- **Given problem**
Each line of the listing that contains the word "index" is to be copied.

- **Data section**

☆ ☆ ☆

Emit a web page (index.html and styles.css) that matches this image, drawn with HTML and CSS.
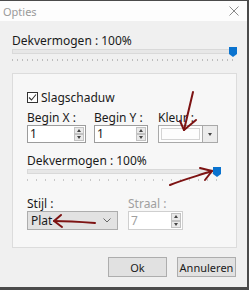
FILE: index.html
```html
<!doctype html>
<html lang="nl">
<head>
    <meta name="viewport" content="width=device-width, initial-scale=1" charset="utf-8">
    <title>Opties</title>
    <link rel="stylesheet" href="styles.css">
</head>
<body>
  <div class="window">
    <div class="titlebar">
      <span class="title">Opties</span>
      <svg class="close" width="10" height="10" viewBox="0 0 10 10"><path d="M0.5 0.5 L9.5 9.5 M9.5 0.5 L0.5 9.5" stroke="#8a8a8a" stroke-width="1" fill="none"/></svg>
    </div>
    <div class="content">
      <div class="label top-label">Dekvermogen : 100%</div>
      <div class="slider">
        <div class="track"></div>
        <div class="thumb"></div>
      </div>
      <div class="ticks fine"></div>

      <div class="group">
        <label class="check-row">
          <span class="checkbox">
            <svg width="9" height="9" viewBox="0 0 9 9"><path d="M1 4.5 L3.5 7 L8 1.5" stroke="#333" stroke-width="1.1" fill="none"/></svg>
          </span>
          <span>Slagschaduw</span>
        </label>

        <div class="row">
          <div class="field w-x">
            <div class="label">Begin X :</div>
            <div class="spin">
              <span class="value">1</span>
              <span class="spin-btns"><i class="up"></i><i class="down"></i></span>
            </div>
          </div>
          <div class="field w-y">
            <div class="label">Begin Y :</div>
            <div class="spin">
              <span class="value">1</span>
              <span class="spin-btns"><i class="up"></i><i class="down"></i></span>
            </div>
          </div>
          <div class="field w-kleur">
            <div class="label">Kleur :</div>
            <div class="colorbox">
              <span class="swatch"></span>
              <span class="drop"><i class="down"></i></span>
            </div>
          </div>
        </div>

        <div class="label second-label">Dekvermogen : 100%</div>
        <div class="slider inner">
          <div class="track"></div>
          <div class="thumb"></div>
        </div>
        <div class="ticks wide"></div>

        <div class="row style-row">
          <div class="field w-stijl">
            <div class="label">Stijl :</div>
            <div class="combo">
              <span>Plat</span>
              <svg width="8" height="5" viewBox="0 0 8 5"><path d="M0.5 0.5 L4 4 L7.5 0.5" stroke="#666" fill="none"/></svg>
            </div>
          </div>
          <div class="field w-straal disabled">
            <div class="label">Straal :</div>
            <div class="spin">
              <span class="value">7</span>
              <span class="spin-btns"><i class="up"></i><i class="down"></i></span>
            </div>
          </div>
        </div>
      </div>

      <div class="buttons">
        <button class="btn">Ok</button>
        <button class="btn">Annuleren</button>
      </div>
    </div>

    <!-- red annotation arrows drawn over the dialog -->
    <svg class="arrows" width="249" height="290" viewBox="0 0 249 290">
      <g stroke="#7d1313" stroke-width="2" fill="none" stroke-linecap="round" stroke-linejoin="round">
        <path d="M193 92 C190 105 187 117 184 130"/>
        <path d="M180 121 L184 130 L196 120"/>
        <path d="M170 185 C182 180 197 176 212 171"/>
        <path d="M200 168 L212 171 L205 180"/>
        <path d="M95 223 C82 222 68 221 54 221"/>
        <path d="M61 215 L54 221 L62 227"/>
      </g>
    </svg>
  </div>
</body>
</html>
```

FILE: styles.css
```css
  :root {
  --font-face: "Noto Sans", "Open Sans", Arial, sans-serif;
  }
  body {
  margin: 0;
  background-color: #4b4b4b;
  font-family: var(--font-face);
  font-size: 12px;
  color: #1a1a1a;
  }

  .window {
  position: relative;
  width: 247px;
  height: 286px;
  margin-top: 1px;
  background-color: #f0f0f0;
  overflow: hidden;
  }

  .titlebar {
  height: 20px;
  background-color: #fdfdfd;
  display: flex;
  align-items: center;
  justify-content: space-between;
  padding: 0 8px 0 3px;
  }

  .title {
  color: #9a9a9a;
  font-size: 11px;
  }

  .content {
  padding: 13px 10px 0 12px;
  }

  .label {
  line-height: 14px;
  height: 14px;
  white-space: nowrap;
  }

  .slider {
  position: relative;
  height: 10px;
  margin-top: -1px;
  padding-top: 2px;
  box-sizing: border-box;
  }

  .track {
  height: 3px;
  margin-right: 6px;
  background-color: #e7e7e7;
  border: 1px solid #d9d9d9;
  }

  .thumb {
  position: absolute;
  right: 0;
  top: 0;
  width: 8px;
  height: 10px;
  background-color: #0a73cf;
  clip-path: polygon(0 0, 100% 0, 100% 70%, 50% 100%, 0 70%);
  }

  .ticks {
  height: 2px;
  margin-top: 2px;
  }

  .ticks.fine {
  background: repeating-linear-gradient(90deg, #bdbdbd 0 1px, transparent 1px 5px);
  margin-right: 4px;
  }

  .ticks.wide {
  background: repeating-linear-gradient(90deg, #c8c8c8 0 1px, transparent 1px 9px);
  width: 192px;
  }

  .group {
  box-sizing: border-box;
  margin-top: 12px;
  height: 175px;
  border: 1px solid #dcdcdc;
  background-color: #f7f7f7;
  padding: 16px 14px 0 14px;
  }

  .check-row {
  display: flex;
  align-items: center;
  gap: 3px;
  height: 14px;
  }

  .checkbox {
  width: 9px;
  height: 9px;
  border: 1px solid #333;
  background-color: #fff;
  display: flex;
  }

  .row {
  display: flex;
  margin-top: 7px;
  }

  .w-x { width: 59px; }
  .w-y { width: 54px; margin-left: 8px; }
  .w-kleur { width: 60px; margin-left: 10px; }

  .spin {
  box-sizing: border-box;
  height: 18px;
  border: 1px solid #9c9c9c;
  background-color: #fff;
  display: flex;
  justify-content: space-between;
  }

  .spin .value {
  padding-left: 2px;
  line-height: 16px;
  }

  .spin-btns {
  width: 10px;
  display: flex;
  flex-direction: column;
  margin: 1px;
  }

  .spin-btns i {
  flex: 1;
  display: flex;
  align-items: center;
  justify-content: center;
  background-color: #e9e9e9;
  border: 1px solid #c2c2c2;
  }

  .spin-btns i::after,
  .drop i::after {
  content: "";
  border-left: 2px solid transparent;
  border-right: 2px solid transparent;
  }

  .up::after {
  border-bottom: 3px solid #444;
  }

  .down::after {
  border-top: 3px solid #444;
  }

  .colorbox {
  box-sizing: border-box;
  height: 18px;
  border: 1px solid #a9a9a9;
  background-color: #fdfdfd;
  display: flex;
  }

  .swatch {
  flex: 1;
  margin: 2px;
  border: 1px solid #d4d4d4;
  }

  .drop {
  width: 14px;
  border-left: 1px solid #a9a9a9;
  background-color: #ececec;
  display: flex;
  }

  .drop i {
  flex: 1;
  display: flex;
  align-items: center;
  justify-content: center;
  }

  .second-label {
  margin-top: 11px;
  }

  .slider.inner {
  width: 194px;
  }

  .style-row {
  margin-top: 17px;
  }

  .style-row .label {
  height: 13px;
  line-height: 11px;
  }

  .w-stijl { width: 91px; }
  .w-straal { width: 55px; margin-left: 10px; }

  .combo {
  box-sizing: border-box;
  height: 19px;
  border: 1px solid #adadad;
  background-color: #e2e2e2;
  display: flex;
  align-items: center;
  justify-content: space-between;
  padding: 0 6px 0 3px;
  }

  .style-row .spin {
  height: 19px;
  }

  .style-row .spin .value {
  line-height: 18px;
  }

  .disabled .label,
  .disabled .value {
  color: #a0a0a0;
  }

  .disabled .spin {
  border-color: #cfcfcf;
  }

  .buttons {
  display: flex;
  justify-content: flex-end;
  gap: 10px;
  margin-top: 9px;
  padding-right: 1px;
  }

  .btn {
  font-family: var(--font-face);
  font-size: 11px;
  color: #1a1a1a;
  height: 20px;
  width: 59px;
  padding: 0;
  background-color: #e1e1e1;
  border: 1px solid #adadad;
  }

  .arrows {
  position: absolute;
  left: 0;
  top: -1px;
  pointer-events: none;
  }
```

☆ ☆ ☆

- **Answer to the task**
Emit a web page (index.html and styles.css) that matches this image, drawn with HTML and CSS.
FILE: index.html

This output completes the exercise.